CIESIN Thematic Guides

Sensitive Population Groups and Global Warming

Certain subgroups of a population may be more susceptible than others to health effects from environmental exposures, usually because of physical or behavioral characteristics that typify the group. Age is often a determining factor. The organs and immune systems of very young children may not be fully operational and are therefore less effective in fighting external insults. The elderly also have a reduced capacity to cope due to system failures and onset of the advanced stage of diseases. Gender differences are often apparent in the incidence of certain diseases because of physiological differences between the sexes or behavioral attributes. Race too may be a factor, either because of genetic makeup or socioeconomic circumstances. Other variables typically considered in epidemiological studies include occupation, place of residence, education, and income.

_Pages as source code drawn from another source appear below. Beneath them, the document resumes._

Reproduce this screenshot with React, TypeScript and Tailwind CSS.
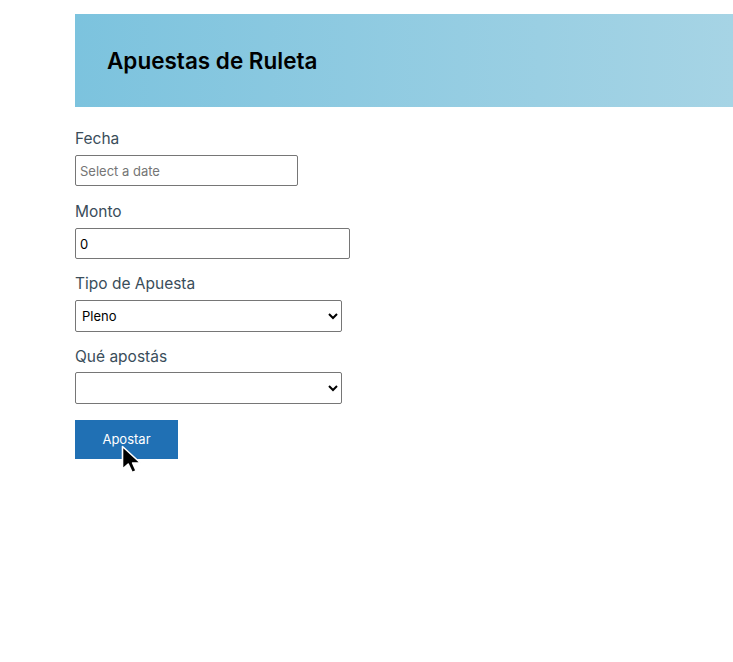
export default function App() {
  return (
    <div className="min-h-screen bg-white font-['Inter',sans-serif] pt-[14px]">
      <header className="ml-[75px] flex h-[93px] items-center bg-gradient-to-r from-[#7cc3de] to-[#a6d4e5] pl-[32px]">
        <h1 className="text-[22.5px] font-semibold text-black">Apuestas de Ruleta</h1>
      </header>

      <form className="ml-[75px] flex flex-col pt-[19px]" onSubmit={(e) => e.preventDefault()}>
        <label className="pt-px text-[15.5px] leading-[24px] text-[#3a4d5a]">Fecha</label>
        <input
          type="text"
          placeholder="Select a date"
          className="mt-[4px] h-[31px] w-[223px] rounded-[2px] border border-[#767676] px-[4px] text-[13px] text-black placeholder:text-[#757575]"
        />

        <label className="mt-[13px] pt-px text-[15.5px] leading-[24px] text-[#3a4d5a]">Monto</label>
        <input
          type="number"
          defaultValue={0}
          className="mt-[4px] h-[31px] w-[275px] rounded-[2px] border border-[#767676] px-[4px] text-[13px] text-black"
        />

        <label className="mt-[12px] pt-px text-[15.5px] leading-[24px] text-[#3a4d5a]">Tipo de Apuesta</label>
        <select
          defaultValue="pleno"
          className="mt-[4px] h-[32px] w-[267px] rounded-[2px] border border-[#767676] bg-white pl-[2px] text-[13px] text-black"
        >
          <option value="pleno">Pleno</option>
          <option value="color">Color</option>
          <option value="paridad">Paridad</option>
        </select>

        <label className="mt-[12px] pt-px text-[15.5px] leading-[24px] text-[#3a4d5a]">Qué apostás</label>
        <select className="mt-[3px] h-[32px] w-[267px] rounded-[2px] border border-[#767676] bg-white pl-[2px] text-[13px] text-black">
          <option value=""></option>
        </select>

        <div className="relative mt-[16px] w-[103px]">
          <button
            type="submit"
            className="h-[39px] w-[103px] bg-[#2070b4] text-[13px] text-white"
          >
            Apostar
          </button>
          <svg
            className="absolute left-[45px] top-[24px]"
            width="26"
            height="32"
            viewBox="0 0 26 32"
          >
            <path
              d="M2.5 2.5 L2.5 25 L8.2 20 L12.2 28.5 L16.2 26.8 L12.6 19 L20.5 19 Z"
              fill="#000"
              stroke="#fff"
              strokeWidth="1.6"
              strokeLinejoin="round"
            />
          </svg>
        </div>
      </form>
    </div>
  )
}
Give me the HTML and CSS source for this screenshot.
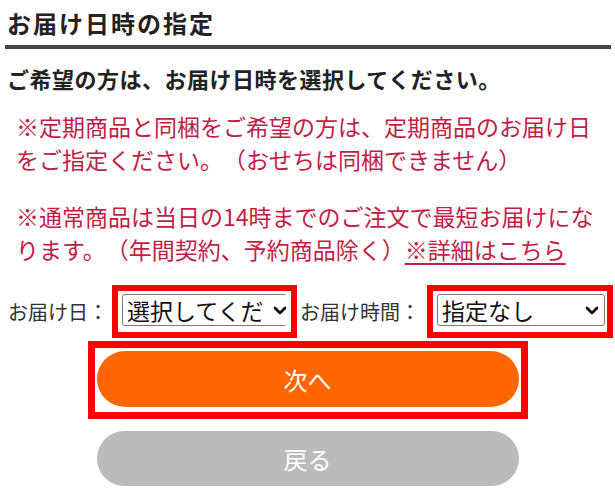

Most research indicates that mortality rates during extreme heat vary with age, sex, and race. In the chapter "Climate Effects on Human Health" of the Environmental Protection Agency's 1987 monograph Potential Effects of Future Climate Changes, Kalkstein and Valimont (1987) cite many of the studies from the 1970s and 1980s that examine specific risk factors contributing to heat-related deaths. White and Hertz-Picciotto (1985) also summarize this research, including a discussion of how heat accelerates certain pre-existing diseases and conditions, in the section "Human Health" of the Department of Energy's 1985 report Characterization of Information Requirements for Studies of CO2 Effects. The authors report that although researchers generally agree older members of an exposed population are at higher risk, not as many agree about the vulnerability of infants. Fewer studies have considered this risk group, however. In addition, White and Hertz-Picciotto relate that researchers conflict on the role of gender in mortality rates and strongly disagree on the role of race. They report that some researchers attribute increased mortality to socioeconomic factors rather than race. White and Hertz-Picciotto also refer to several studies that indicate increased heat-related death rates for residents of inner cities compared with populations in suburban and rural districts. Some authors maintain this increase may be due to the "urban heat island" effect compounded by fewer air-conditioners and other socioeconomic differences.